How many organizations have really reviewed their liability insurance coverage to understand whether what they intend to be covered—really is? Does the organization understand the meaning of and scope of its policy, and importantly, language that may modify or change its coverage, contained in an exclusion or endorsement to the policy? The Nautilus case offers a sobering example of an organization that attempted to secure coverage, but didn’t follow up, or take the time to understand the meaning of an important exclusion that directly applied to its rodeo activities.
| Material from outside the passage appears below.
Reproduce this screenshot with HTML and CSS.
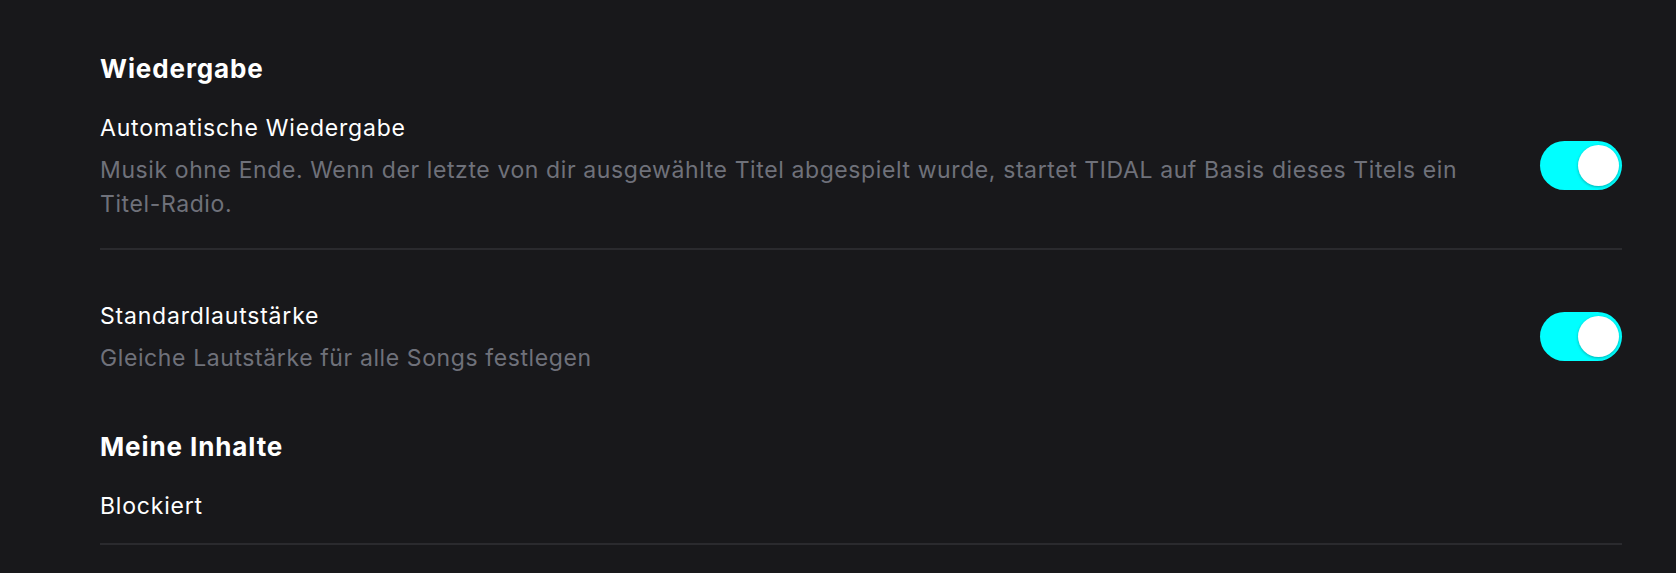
FILE: index.html
```html
<!DOCTYPE html>
<html lang="de">
<head>
    <meta charset="UTF-8">
    <meta name="viewport" content="width=device-width, initial-scale=1.0">
    <title>Einstellungen</title>
    <link rel="stylesheet" href="styles.css">
</head>
<body>
    <div class="settings">
        <h2 class="section-title">Wiedergabe</h2>

        <div class="setting-row first">
            <div class="setting-text">
                <div class="setting-name">Automatische Wiedergabe</div>
                <div class="setting-desc">Musik ohne Ende. Wenn der letzte von dir ausgewählte Titel abgespielt wurde, startet TIDAL auf Basis dieses Titels ein Titel-Radio.</div>
            </div>
            <span class="toggle on"><span class="knob"></span></span>
        </div>

        <div class="setting-row second">
            <div class="setting-text">
                <div class="setting-name">Standardlautstärke</div>
                <div class="setting-desc">Gleiche Lautstärke für alle Songs festlegen</div>
            </div>
            <span class="toggle on"><span class="knob"></span></span>
        </div>

        <h2 class="section-title content">Meine Inhalte</h2>

        <div class="setting-row link">
            <div class="setting-name">Blockiert</div>
        </div>
    </div>
</body>
</html>
```

FILE: styles.css
```css
body {
    margin: 0;
    background-color: #18181b;
    font-family: Inter, "Open Sans", sans-serif;
    color: #ffffff;
}
.settings {
    padding: 53px 54px 0 100px;
}
.section-title {
    margin: 0;
    font-size: 26px;
    line-height: 32px;
    font-weight: 700;
    letter-spacing: 0.9px;
}
.section-title.content {
    margin-top: 56px;
}
.setting-row {
    display: flex;
    align-items: center;
    justify-content: space-between;
    gap: 40px;
}
.setting-row.first {
    margin-top: 29px;
    padding-bottom: 27px;
    border-bottom: 2px solid #2a2a2e;
}
.setting-row.second {
    margin-top: 52px;
}
.setting-row.link {
    margin-top: 29px;
    padding-bottom: 23px;
    border-bottom: 2px solid #2a2a2e;
}
.setting-name {
    font-size: 23px;
    line-height: 28px;
    letter-spacing: 0.8px;
}
.setting-desc {
    margin-top: 11px;
    font-size: 23px;
    line-height: 34px;
    letter-spacing: 0.6px;
    color: #6f717a;
}
.toggle {
    flex-shrink: 0;
    position: relative;
    width: 82px;
    height: 49px;
    margin-bottom: 5px;
    border-radius: 25px;
    background: #00ffff;
}
.knob {
    position: absolute;
    top: 4px;
    right: 3px;
    width: 41px;
    height: 41px;
    border-radius: 50%;
    background: #ffffff;
    box-shadow: 0 1px 3px rgba(0, 0, 0, 0.3);
}
```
The Gateway and Behar cases raise similar problems.
Important issues also include, for example:
1) notifying your insurance carrier if your organization expands into new activities and understanding any coverage issues;
2) having an insurance carrier who really understands your business, and can steer your organization to coverage that matches what the organization really needs to have in place (the ‘cheapest’ is by no means necessarily the ‘best)’;
3) developing a good working relationship with your insurance carrier – to assist your organization whether or not a claim is filed;
4) if you are asking other organizations to add your organization as an “additional insured” on a liability policy – confirming that has actually been done, and understanding whether the other policy will actually cover your organization for the activities you contemplate.
Importantly, consider having informed legal counsel work with your organization and your insurance representatives to review your insurance policies and assist in identifying and resolving any coverage issues or concerns.
There are many other issues to consider in addressing your organization’s insurance needs and coverage issues.